Entries with page source code
++++++++
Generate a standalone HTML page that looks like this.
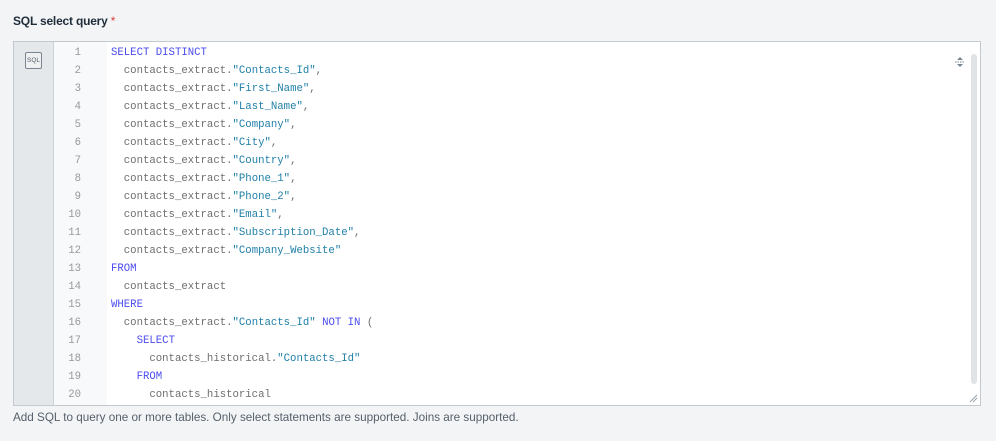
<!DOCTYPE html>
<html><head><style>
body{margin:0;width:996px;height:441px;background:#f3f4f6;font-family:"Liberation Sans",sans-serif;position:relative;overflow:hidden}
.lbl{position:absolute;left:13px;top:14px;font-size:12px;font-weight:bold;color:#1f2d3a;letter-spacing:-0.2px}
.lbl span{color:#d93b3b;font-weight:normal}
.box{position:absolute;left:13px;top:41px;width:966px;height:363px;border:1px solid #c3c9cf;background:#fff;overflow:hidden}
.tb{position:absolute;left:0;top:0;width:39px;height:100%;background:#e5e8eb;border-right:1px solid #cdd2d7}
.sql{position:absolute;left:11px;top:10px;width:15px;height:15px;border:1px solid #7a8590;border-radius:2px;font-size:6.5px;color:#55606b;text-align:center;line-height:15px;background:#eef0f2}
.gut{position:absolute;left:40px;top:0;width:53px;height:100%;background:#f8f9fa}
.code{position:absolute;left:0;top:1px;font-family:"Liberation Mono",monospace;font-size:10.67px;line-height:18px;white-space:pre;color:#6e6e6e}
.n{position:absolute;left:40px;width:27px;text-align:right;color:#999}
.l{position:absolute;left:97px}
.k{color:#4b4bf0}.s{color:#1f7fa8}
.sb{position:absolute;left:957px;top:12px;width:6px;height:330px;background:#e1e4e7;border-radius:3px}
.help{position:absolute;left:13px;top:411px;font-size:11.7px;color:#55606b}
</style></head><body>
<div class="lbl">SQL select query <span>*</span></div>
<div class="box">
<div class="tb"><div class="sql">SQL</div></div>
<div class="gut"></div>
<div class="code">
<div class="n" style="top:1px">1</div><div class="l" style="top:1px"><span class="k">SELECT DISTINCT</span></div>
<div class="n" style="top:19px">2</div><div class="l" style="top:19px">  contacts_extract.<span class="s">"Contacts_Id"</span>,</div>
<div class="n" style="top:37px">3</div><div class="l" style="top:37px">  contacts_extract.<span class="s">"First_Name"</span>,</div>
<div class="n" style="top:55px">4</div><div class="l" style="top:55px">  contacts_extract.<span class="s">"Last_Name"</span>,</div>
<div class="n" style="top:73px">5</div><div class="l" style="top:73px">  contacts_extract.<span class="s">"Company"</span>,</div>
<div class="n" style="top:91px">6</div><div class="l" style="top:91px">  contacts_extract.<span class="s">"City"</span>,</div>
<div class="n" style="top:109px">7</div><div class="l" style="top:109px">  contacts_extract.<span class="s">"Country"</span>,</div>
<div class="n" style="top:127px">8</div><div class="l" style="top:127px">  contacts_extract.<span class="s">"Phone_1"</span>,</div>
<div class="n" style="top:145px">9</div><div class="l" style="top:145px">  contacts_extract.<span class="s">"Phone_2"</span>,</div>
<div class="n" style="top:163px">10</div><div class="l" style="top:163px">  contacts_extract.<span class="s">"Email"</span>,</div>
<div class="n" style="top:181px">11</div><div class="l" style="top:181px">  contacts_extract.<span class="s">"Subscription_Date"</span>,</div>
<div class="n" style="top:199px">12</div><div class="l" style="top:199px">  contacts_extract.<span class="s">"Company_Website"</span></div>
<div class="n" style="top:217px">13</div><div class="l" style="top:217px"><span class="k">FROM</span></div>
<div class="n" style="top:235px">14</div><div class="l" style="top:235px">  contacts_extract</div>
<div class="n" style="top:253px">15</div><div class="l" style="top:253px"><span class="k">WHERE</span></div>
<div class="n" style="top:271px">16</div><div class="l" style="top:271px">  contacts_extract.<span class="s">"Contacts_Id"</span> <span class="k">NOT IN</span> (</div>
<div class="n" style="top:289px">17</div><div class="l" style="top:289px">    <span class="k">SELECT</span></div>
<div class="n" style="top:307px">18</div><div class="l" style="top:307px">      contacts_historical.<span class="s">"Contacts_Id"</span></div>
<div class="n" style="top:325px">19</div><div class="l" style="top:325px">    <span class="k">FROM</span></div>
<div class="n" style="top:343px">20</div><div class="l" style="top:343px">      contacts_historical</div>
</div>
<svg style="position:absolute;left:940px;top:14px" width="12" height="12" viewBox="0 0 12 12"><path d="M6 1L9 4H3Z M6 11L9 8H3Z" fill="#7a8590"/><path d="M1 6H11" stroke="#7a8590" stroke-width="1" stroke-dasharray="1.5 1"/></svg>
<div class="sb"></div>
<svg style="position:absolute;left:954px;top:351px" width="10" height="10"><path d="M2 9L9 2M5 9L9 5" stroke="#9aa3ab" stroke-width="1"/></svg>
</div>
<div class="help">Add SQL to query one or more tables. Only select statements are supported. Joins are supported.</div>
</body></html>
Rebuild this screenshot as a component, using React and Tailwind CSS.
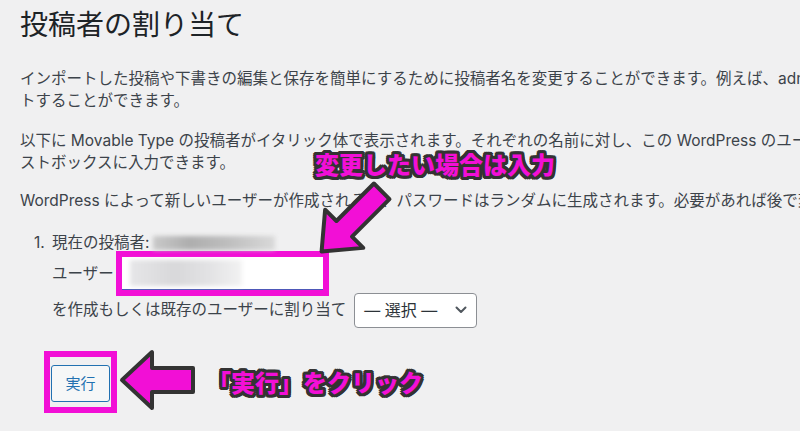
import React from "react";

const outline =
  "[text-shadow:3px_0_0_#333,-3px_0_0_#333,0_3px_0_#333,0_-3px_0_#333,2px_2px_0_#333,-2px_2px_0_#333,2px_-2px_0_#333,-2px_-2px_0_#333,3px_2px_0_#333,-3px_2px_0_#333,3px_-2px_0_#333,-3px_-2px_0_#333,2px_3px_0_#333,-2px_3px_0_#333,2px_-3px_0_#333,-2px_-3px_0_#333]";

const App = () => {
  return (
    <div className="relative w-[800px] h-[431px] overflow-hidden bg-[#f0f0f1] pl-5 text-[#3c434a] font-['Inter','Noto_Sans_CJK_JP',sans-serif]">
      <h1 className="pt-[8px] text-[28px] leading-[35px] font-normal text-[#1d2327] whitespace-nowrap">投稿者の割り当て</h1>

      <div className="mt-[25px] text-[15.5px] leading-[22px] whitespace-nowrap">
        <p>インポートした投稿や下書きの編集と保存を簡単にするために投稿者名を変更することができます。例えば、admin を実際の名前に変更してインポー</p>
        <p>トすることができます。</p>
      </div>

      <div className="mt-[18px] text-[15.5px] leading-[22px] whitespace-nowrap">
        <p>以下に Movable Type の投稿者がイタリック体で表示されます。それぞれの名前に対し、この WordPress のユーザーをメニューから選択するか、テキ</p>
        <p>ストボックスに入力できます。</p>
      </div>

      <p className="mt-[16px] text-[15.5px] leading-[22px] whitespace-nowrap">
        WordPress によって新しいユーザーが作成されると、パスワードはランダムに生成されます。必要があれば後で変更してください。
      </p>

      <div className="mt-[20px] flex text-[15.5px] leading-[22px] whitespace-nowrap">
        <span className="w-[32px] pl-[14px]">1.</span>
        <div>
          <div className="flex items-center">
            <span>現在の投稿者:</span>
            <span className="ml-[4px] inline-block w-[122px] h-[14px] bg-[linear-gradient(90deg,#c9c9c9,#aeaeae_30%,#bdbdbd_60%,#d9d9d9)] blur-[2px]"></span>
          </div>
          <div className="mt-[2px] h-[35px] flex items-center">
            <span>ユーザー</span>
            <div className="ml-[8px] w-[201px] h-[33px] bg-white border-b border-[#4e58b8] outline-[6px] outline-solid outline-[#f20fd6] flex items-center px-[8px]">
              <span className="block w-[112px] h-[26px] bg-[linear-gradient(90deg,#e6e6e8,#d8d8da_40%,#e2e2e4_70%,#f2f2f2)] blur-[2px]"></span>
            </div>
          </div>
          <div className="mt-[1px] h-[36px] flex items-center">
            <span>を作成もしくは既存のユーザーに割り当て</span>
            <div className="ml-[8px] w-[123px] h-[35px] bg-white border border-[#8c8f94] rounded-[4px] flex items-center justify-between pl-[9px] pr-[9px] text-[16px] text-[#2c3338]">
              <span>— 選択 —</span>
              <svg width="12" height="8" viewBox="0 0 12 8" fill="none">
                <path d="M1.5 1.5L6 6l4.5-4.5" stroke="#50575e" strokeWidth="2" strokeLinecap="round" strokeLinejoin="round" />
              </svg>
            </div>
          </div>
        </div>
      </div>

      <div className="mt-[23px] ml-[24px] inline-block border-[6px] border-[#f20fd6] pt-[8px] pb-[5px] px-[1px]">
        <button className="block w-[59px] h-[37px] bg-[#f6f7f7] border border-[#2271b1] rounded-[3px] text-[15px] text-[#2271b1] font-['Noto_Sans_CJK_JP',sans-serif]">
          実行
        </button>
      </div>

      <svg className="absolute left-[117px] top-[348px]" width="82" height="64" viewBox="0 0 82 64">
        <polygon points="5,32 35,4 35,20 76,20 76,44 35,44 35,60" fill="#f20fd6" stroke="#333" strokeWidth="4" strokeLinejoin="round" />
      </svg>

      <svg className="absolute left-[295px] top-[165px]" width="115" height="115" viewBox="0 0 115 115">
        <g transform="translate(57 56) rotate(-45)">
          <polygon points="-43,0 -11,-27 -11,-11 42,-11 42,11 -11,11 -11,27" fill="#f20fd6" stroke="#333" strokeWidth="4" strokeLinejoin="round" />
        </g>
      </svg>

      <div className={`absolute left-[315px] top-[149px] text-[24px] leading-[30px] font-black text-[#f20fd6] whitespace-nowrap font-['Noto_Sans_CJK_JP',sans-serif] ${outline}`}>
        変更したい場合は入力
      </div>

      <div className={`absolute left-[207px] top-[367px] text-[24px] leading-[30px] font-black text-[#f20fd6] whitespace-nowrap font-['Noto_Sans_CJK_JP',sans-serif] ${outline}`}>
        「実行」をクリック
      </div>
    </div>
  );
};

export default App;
++++++++
**Written exercise**
What's needed is an exact copy of the records above from the line containing "Rebuild this screenshot" down to the line containing "text-[28px] leading-[35px] font-normal", both included, without any pictures.

**Response to this exercise**
Rebuild this screenshot as a component, using React and Tailwind CSS.
import React from "react";

const outline =
  "[text-shadow:3px_0_0_#333,-3px_0_0_#333,0_3px_0_#333,0_-3px_0_#333,2px_2px_0_#333,-2px_2px_0_#333,2px_-2px_0_#333,-2px_-2px_0_#333,3px_2px_0_#333,-3px_2px_0_#333,3px_-2px_0_#333,-3px_-2px_0_#333,2px_3px_0_#333,-2px_3px_0_#333,2px_-3px_0_#333,-2px_-3px_0_#333]";

const App = () => {
  return (
    <div className="relative w-[800px] h-[431px] overflow-hidden bg-[#f0f0f1] pl-5 text-[#3c434a] font-['Inter','Noto_Sans_CJK_JP',sans-serif]">
      <h1 className="pt-[8px] text-[28px] leading-[35px] font-normal text-[#1d2327] whitespace-nowrap">投稿者の割り当て</h1>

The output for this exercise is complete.